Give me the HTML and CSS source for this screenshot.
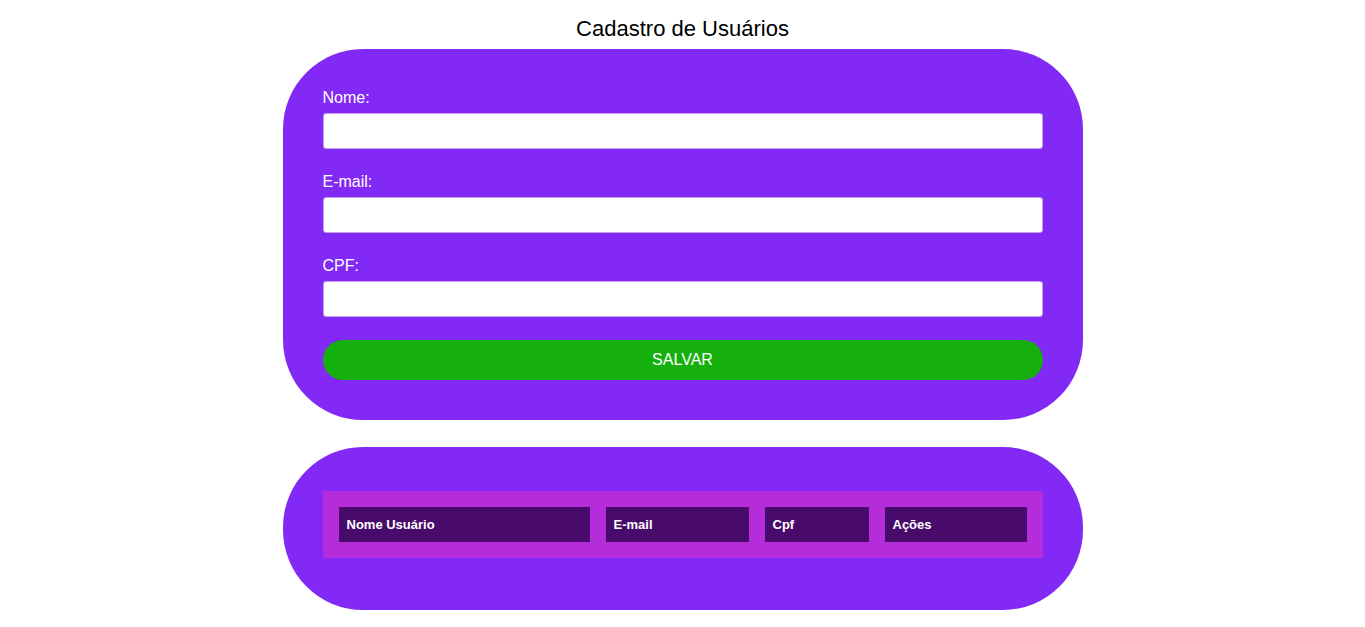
FILE: index.html
```html
<!DOCTYPE html>
<html lang="pt-BR">
<head>
<meta charset="utf-8">
<title>Cadastro de Usuários</title>
<link rel="stylesheet" href="styles.css">
</head>
<body>
<h1 class="title">Cadastro de Usuários</h1>
<main class="wrap">
  <form class="card form-card">
    <label class="label" for="nome">Nome:</label>
    <input class="input" id="nome" type="text">
    <label class="label" for="email">E-mail:</label>
    <input class="input" id="email" type="text">
    <label class="label" for="cpf">CPF:</label>
    <input class="input input-last" id="cpf" type="text">
    <button class="btn" type="button">SALVAR</button>
  </form>
  <section class="card table-card">
    <table class="users">
      <thead>
        <tr>
          <th class="c1">Nome Usuário</th>
          <th class="c2">E-mail</th>
          <th class="c3">Cpf</th>
          <th class="c4">Ações</th>
        </tr>
      </thead>
      <tbody></tbody>
    </table>
  </section>
</main>
</body>
</html>
```
FILE: styles.css
```css
html, body {
  margin: 0;
  padding: 0;
  background: #ffffff;
  font-family: "Liberation Sans", Arial, sans-serif;
}
.title {
  margin: 0;
  padding-top: 16px;
  font-size: 22px;
  line-height: 25px;
  font-weight: normal;
  text-align: center;
  color: #000;
}
.wrap {
  width: 800px;
  margin: 8px auto 0;
  display: flex;
  flex-direction: column;
  gap: 27px;
}
.card {
  background: #8329f5;
  border-radius: 80px;
}
.form-card {
  padding: 40px;
  display: flex;
  flex-direction: column;
}
.label {
  color: #fff;
  font-size: 16px;
  line-height: 18px;
  margin-bottom: 6px;
}
.input {
  box-sizing: border-box;
  height: 36px;
  margin: 0 0 24px;
  border: 1px solid #c79be6;
  border-radius: 3px;
  background: #fff;
  font-size: 16px;
  padding: 0 8px;
}
.input-last {
  margin-bottom: 23px;
}
.btn {
  height: 40px;
  border: none;
  border-radius: 20px;
  background: #15b00d;
  color: #fff;
  font-family: "Liberation Sans", Arial, sans-serif;
  font-size: 16px;
  padding: 0;
}
.table-card {
  padding: 44px 40px 52px;
}
.users {
  width: 720px;
  background: #b52ddb;
  border-spacing: 16px;
  table-layout: fixed;
}
.users th {
  background: #490b6b;
  color: #fff;
  font-size: 13px;
  font-weight: bold;
  text-align: left;
  height: 35px;
  padding: 0 8px;
  box-sizing: border-box;
}
.c1 { width: 251px; }
.c2 { width: 143px; }
.c3 { width: 104px; }
.c4 { width: 142px; }
```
________________________________________
## TO DO:
Return to the listing above and set it down exactly, leaving out its pictures.

## TASK OUTPUT:
Give me the HTML and CSS source for this screenshot.
FILE: index.html
```html
<!DOCTYPE html>
<html lang="pt-BR">
<head>
<meta charset="utf-8">
<title>Cadastro de Usuários</title>
<link rel="stylesheet" href="styles.css">
</head>
<body>
<h1 class="title">Cadastro de Usuários</h1>
<main class="wrap">
  <form class="card form-card">
    <label class="label" for="nome">Nome:</label>
    <input class="input" id="nome" type="text">
    <label class="label" for="email">E-mail:</label>
    <input class="input" id="email" type="text">
    <label class="label" for="cpf">CPF:</label>
    <input class="input input-last" id="cpf" type="text">
    <button class="btn" type="button">SALVAR</button>
  </form>
  <section class="card table-card">
    <table class="users">
      <thead>
        <tr>
          <th class="c1">Nome Usuário</th>
          <th class="c2">E-mail</th>
          <th class="c3">Cpf</th>
          <th class="c4">Ações</th>
        </tr>
      </thead>
      <tbody></tbody>
    </table>
  </section>
</main>
</body>
</html>
```
FILE: styles.css
```css
html, body {
  margin: 0;
  padding: 0;
  background: #ffffff;
  font-family: "Liberation Sans", Arial, sans-serif;
}
.title {
  margin: 0;
  padding-top: 16px;
  font-size: 22px;
  line-height: 25px;
  font-weight: normal;
  text-align: center;
  color: #000;
}
.wrap {
  width: 800px;
  margin: 8px auto 0;
  display: flex;
  flex-direction: column;
  gap: 27px;
}
.card {
  background: #8329f5;
  border-radius: 80px;
}
.form-card {
  padding: 40px;
  display: flex;
  flex-direction: column;
}
.label {
  color: #fff;
  font-size: 16px;
  line-height: 18px;
  margin-bottom: 6px;
}
.input {
  box-sizing: border-box;
  height: 36px;
  margin: 0 0 24px;
  border: 1px solid #c79be6;
  border-radius: 3px;
  background: #fff;
  font-size: 16px;
  padding: 0 8px;
}
.input-last {
  margin-bottom: 23px;
}
.btn {
  height: 40px;
  border: none;
  border-radius: 20px;
  background: #15b00d;
  color: #fff;
  font-family: "Liberation Sans", Arial, sans-serif;
  font-size: 16px;
  padding: 0;
}
.table-card {
  padding: 44px 40px 52px;
}
.users {
  width: 720px;
  background: #b52ddb;
  border-spacing: 16px;
  table-layout: fixed;
}
.users th {
  background: #490b6b;
  color: #fff;
  font-size: 13px;
  font-weight: bold;
  text-align: left;
  height: 35px;
  padding: 0 8px;
  box-sizing: border-box;
}
.c1 { width: 251px; }
.c2 { width: 143px; }
.c3 { width: 104px; }
.c4 { width: 142px; }
```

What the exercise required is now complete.